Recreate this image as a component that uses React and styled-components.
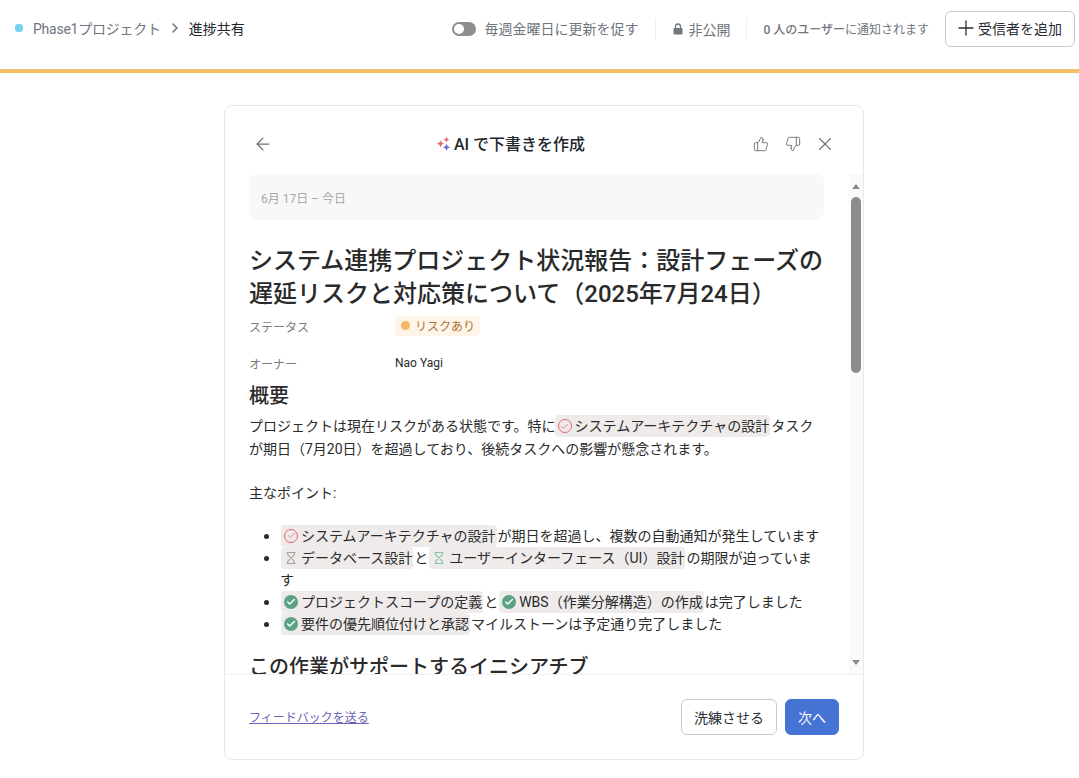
import React from "react";
import styled, { createGlobalStyle } from "styled-components";
import { ArrowLeft, ChevronRight, Plus, ThumbsDown, ThumbsUp, X, Check } from "lucide-react";

const GlobalStyle = createGlobalStyle`
  html, body {
    margin: 0;
    padding: 0;
    height: 100%;
    background: #fff;
    overflow: hidden;
    font-family: Roboto, "Noto Sans CJK JP", sans-serif;
    color: #2a2e34;
  }
  * { box-sizing: border-box; }
`;

const Page = styled.div`
  width: 1079px;
  height: 778px;
  display: flex;
  flex-direction: column;
`;

const TopBar = styled.header`
  height: 73px;
  flex: none;
  display: flex;
  align-items: center;
  justify-content: space-between;
  padding: 0 4px 12px 15px;
  border-bottom: 4px solid #f4bf69;
`;

const Crumbs = styled.div`
  display: flex;
  align-items: center;
  font-size: 14px;
  margin-top: -2px;
`;

const Dot = styled.span`
  width: 8px;
  height: 8px;
  border-radius: 3px;
  background: #76d6ee;
  margin-right: 10px;
`;

const CrumbLink = styled.span`
  color: #6f7680;
  letter-spacing: -0.25px;
`;

const CrumbCurrent = styled.span`
  color: #22262b;
  margin-left: 6px;
`;

const TopActions = styled.div`
  display: flex;
  align-items: center;
`;

const Toggle = styled.span`
  width: 24px;
  height: 14px;
  border-radius: 7px;
  background: #8f8d90;
  padding: 2px;
  margin-right: 8px;
  display: flex;
  &::before {
    content: "";
    width: 10px;
    height: 10px;
    border-radius: 50%;
    background: #fff;
  }
`;

const TopText = styled.span`
  font-size: 14px;
  color: #6f7680;
  margin-top: -2px;
`;

const Divider = styled.span`
  width: 1px;
  height: 22px;
  background: #eeeeee;
  margin: 0 ${(p) => p.$gap}px;
`;

const Privacy = styled.span`
  display: flex;
  align-items: center;
  gap: 5px;
  font-size: 14px;
  color: #6f7680;
`;

const NotifyText = styled.span`
  font-size: 12px;
  color: #6f7680;
  margin-right: 16px;
  b {
    font-weight: 500;
  }
`;

const AddButton = styled.button`
  height: 36px;
  width: 130px;
  border: 1px solid #c9c9c9;
  border-radius: 6px;
  background: #fff;
  font: inherit;
  font-size: 14px;
  color: #2a2e34;
  display: flex;
  align-items: center;
  justify-content: center;
  padding: 0 4px 2px 0;
`;

const Main = styled.main`
  flex: 1;
  display: flex;
  justify-content: center;
  padding: 32px 0 18px 9px;
  min-height: 0;
`;

const Card = styled.section`
  width: 640px;
  display: flex;
  flex-direction: column;
  border: 1px solid #e8e8e8;
  border-radius: 8px;
  background: #fff;
  overflow: hidden;
`;

const CardHead = styled.div`
  height: 68px;
  flex: none;
  display: flex;
  align-items: center;
  justify-content: space-between;
  padding: 8px 27px 0 28px;
`;

const IconBtn = styled.span`
  display: flex;
  color: #6c7077;
  margin-left: ${(p) => p.$shift || 0}px;
`;

const CardTitle = styled.h2`
  margin: -2px 0 0 -4px;
  display: flex;
  align-items: center;
  gap: 3px;
  font-size: 16px;
  font-weight: 500;
  color: #22262b;
`;

const HeadIcons = styled.div`
  display: flex;
  align-items: center;
  gap: 16px;
`;

const BodyWrap = styled.div`
  flex: 1;
  min-height: 0;
  display: flex;
  padding-left: 24px;
`;

const Scroller = styled.div`
  flex: 1;
  min-width: 0;
  overflow: hidden;
  padding-right: 25px;
`;

const DateBox = styled.div`
  height: 46px;
  background: #f8f8f8;
  border-radius: 8px;
  display: flex;
  align-items: center;
  padding-left: 12px;
  font-size: 12px;
  color: #a9a9a9;
`;

const Title = styled.h1`
  margin: 25px 0 4px;
  font-size: 24px;
  line-height: 33px;
  font-weight: 500;
  color: #2a2a2a;
`;

const MetaRow = styled.div`
  display: grid;
  grid-template-columns: 146px 1fr;
  align-items: center;
  height: 22px;
  margin-bottom: ${(p) => p.$after}px;
  font-size: 12px;
`;

const MetaLabel = styled.span`
  color: #7b7b7b;
`;

const MetaValue = styled.span`
  color: #2a2a2a;
`;

const Badge = styled.span`
  display: inline-flex;
  align-items: center;
  gap: 5px;
  height: 20px;
  width: 85px;
  padding-left: 6px;
  margin-top: -1px;
  border-radius: 4px;
  background: #fef5e8;
  color: #a87737;
  &::before {
    content: "";
    width: 9px;
    height: 9px;
    border-radius: 50%;
    background: #f4b968;
  }
`;

const Heading = styled.h3`
  margin: ${(p) => p.$top}px 0 ${(p) => p.$after}px;
  font-size: 20px;
  line-height: 27px;
  font-weight: 500;
  color: #2a2a2a;
`;

const Para = styled.p`
  margin: 0 0 ${(p) => p.$after}px;
  font-size: 14px;
  line-height: 22.5px;
  color: #2a2a2a;
`;

const List = styled.ul`
  margin: 0 0 19px;
  padding: 0 0 0 31px;
  font-size: 14px;
  line-height: 22px;
  color: #2a2a2a;
  li::marker {
    font-size: 15px;
  }
`;

const Chip = styled.span`
  display: inline-flex;
  align-items: center;
  height: 22px;
  padding: 0 1px 0 3px;
  margin: 0 1px 0 ${(p) => (p.$tight ? "-1px" : "1px")};
  border-radius: 4px;
  background: #eeebea;
  vertical-align: top;
  gap: 3px;
`;

const TaskDot = styled.span`
  width: 14px;
  height: 14px;
  flex: none;
  display: flex;
  align-items: center;
  justify-content: center;
  border-radius: 50%;
  color: ${(p) => (p.$kind === "late" ? "#e5636f" : "#fff")};
  border: ${(p) => (p.$kind === "late" ? "1px solid #e5636f" : "none")};
  background: ${(p) => (p.$kind === "done" ? "#5aa283" : "transparent")};
`;

const ScrollTrack = styled.div`
  width: 14px;
  flex: none;
  background: #fafafa;
  display: flex;
  flex-direction: column;
  align-items: center;
`;

const ScrollArrow = styled.span`
  width: 0;
  height: 0;
  flex: none;
  margin: ${(p) => (p.$up ? "10px 0 8px" : "auto 0 9px")};
  border-left: 4.5px solid transparent;
  border-right: 4.5px solid transparent;
  border-bottom: ${(p) => (p.$up ? "5px solid #8a8a8a" : "none")};
  border-top: ${(p) => (p.$up ? "none" : "5px solid #8a8a8a")};
`;

const ScrollThumb = styled.span`
  width: 10px;
  height: 176px;
  flex: none;
  border-radius: 5px;
  background: #8c8c8c;
`;

const CardFoot = styled.div`
  height: 85px;
  flex: none;
  border-top: 1px solid #f1f1f1;
  display: flex;
  align-items: center;
  justify-content: space-between;
  padding: 0 24px;
`;

const FeedbackLink = styled.a`
  font-size: 12px;
  color: #6e62b6;
  text-decoration: underline;
  margin-bottom: 2px;
`;

const FootButtons = styled.div`
  display: flex;
  gap: 8px;
`;

const FootButton = styled.button`
  height: 36px;
  width: ${(p) => (p.$primary ? "54px" : "96px")};
  border-radius: 6px;
  border: 1px solid ${(p) => (p.$primary ? "#4674d4" : "#c9c9c9")};
  background: ${(p) => (p.$primary ? "#4674d4" : "#fff")};
  color: ${(p) => (p.$primary ? "#fff" : "#2a2e34")};
  font: inherit;
  font-size: 14px;
  padding: 0;
`;

function Sparkle() {
  return (
    <svg width="14" height="15" viewBox="0 0 14 15">
      <path d="M3.500 4.200l1.100 2.400 2.400 1.100-2.400 1.100-1.100 2.400-1.100-2.400-2.400-1.100 2.400-1.100z" fill="#ee5f6c" />
      <path d="M9.500 .8l.9 2 2 .9-2 .9-.9 2-.9-2-2-.9 2-.9z" fill="#f0616c" />
      <path d="M9.500 7.800l1.100 2.400 2.400 1.100-2.400 1.100-1.100 2.400-1.100-2.400-2.400-1.100 2.400-1.100z" fill="#6a6fd6" />
    </svg>
  );
}

function LockIcon() {
  return (
    <svg width="10" height="12" viewBox="0 0 10 12">
      <path d="M2.500 5V3.500a2.500 2.500 0 0 1 5 0V5" fill="none" stroke="#6f7680" strokeWidth="1.300" />
      <rect x="0.500" y="5" width="9" height="6.500" rx="1" fill="#6f7680" />
    </svg>
  );
}

function Glass({ color }) {
  return (
    <svg width="14" height="14" viewBox="0 0 14 14" style={{ flex: "none" }}>
      <path
        d="M2.500 1.500h9M2.500 12.500h9M3.800 1.500v2.300L10.200 10.200v2.300M10.200 1.500v2.300L3.800 10.200v2.300"
        fill="none"
        stroke={color}
        strokeWidth="1.200"
      />
    </svg>
  );
}

function TaskChip({ kind, tight, children }) {
  let icon;
  if (kind === "todo") {
    icon = <Glass color="#a3a3a3" />;
  } else if (kind === "progress") {
    icon = <Glass color="#86c4ab" />;
  } else {
    icon = (
      <TaskDot $kind={kind}>
        <Check size={kind === "late" ? 9 : 10} strokeWidth={kind === "late" ? 2 : 3.5} />
      </TaskDot>
    );
  }
  return (
    <Chip $tight={tight}>
      {icon}
      {children}
    </Chip>
  );
}

export default function App() {
  return (
    <Page>
      <GlobalStyle />
      <TopBar>
        <Crumbs>
          <Dot />
          <CrumbLink>Phase1プロジェクト</CrumbLink>
          <ChevronRight size={16} strokeWidth={2.4} color="#6f7680" style={{ marginLeft: 6 }} />
          <CrumbCurrent>進捗共有</CrumbCurrent>
        </Crumbs>
        <TopActions>
          <Toggle />
          <TopText>毎週金曜日に更新を促す</TopText>
          <Divider $gap={17} />
          <Privacy>
            <LockIcon />
            非公開
          </Privacy>
          <Divider $gap={16} />
          <NotifyText>
            <b>0 人のユーザー</b>に通知されます
          </NotifyText>
          <AddButton>
            <Plus size={24} strokeWidth={1.3} />
            受信者を追加
          </AddButton>
        </TopActions>
      </TopBar>
      <Main>
        <Card>
          <CardHead>
            <IconBtn>
              <ArrowLeft size={20} strokeWidth={1.5} />
            </IconBtn>
            <CardTitle>
              <Sparkle />
              AI で下書きを作成
            </CardTitle>
            <HeadIcons>
              <IconBtn>
                <ThumbsUp size={16} strokeWidth={1.4} />
              </IconBtn>
              <IconBtn>
                <ThumbsDown size={16} strokeWidth={1.4} />
              </IconBtn>
              <IconBtn $shift={-3}>
                <X size={22} strokeWidth={1.2} />
              </IconBtn>
            </HeadIcons>
          </CardHead>
          <BodyWrap>
            <Scroller>
              <DateBox>6月 17日 – 今日</DateBox>
              <Title>システム連携プロジェクト状況報告：設計フェーズの遅延リスクと対応策について（2025年7月24日）</Title>
              <MetaRow $after={15}>
                <MetaLabel>ステータス</MetaLabel>
                <span>
                  <Badge>リスクあり</Badge>
                </span>
              </MetaRow>
              <MetaRow $after={0}>
                <MetaLabel>オーナー</MetaLabel>
                <MetaValue>Nao Yagi</MetaValue>
              </MetaRow>
              <Heading $top={9} $after={5}>概要</Heading>
              <Para $after={22}>
                プロジェクトは現在リスクがある状態です。特に
                <TaskChip kind="late" tight>システムアーキテクチャの設計</TaskChip>
                タスクが期日（7月20日）を超過しており、後続タスクへの影響が懸念されます。
              </Para>
              <Para $after={20}>主なポイント:</Para>
              <List>
                <li>
                  <TaskChip kind="late">システムアーキテクチャの設計</TaskChip>が期日を超過し、複数の自動通知が発生しています
                </li>
                <li>
                  <TaskChip kind="todo">データベース設計</TaskChip>と<TaskChip kind="progress">ユーザーインターフェース（UI）設計</TaskChip>の期限が迫っています
                </li>
                <li>
                  <TaskChip kind="done">プロジェクトスコープの定義</TaskChip>と<TaskChip kind="done">WBS（作業分解構造）の作成</TaskChip>は完了しました
                </li>
                <li>
                  <TaskChip kind="done">要件の優先順位付けと承認</TaskChip>マイルストーンは予定通り完了しました
                </li>
              </List>
              <Heading $top={0} $after={8}>この作業がサポートするイニシアチブ</Heading>
            </Scroller>
            <ScrollTrack>
              <ScrollArrow $up />
              <ScrollThumb />
              <ScrollArrow />
            </ScrollTrack>
          </BodyWrap>
          <CardFoot>
            <FeedbackLink>フィードバックを送る</FeedbackLink>
            <FootButtons>
              <FootButton>洗練させる</FootButton>
              <FootButton $primary>次へ</FootButton>
            </FootButtons>
          </CardFoot>
        </Card>
      </Main>
    </Page>
  );
}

+ + + + + + +

Looking at the data above, show all lines where the word "components" occurs.

Recreate this image as a component that uses React and styled-components.
import styled, { createGlobalStyle } from "styled-components";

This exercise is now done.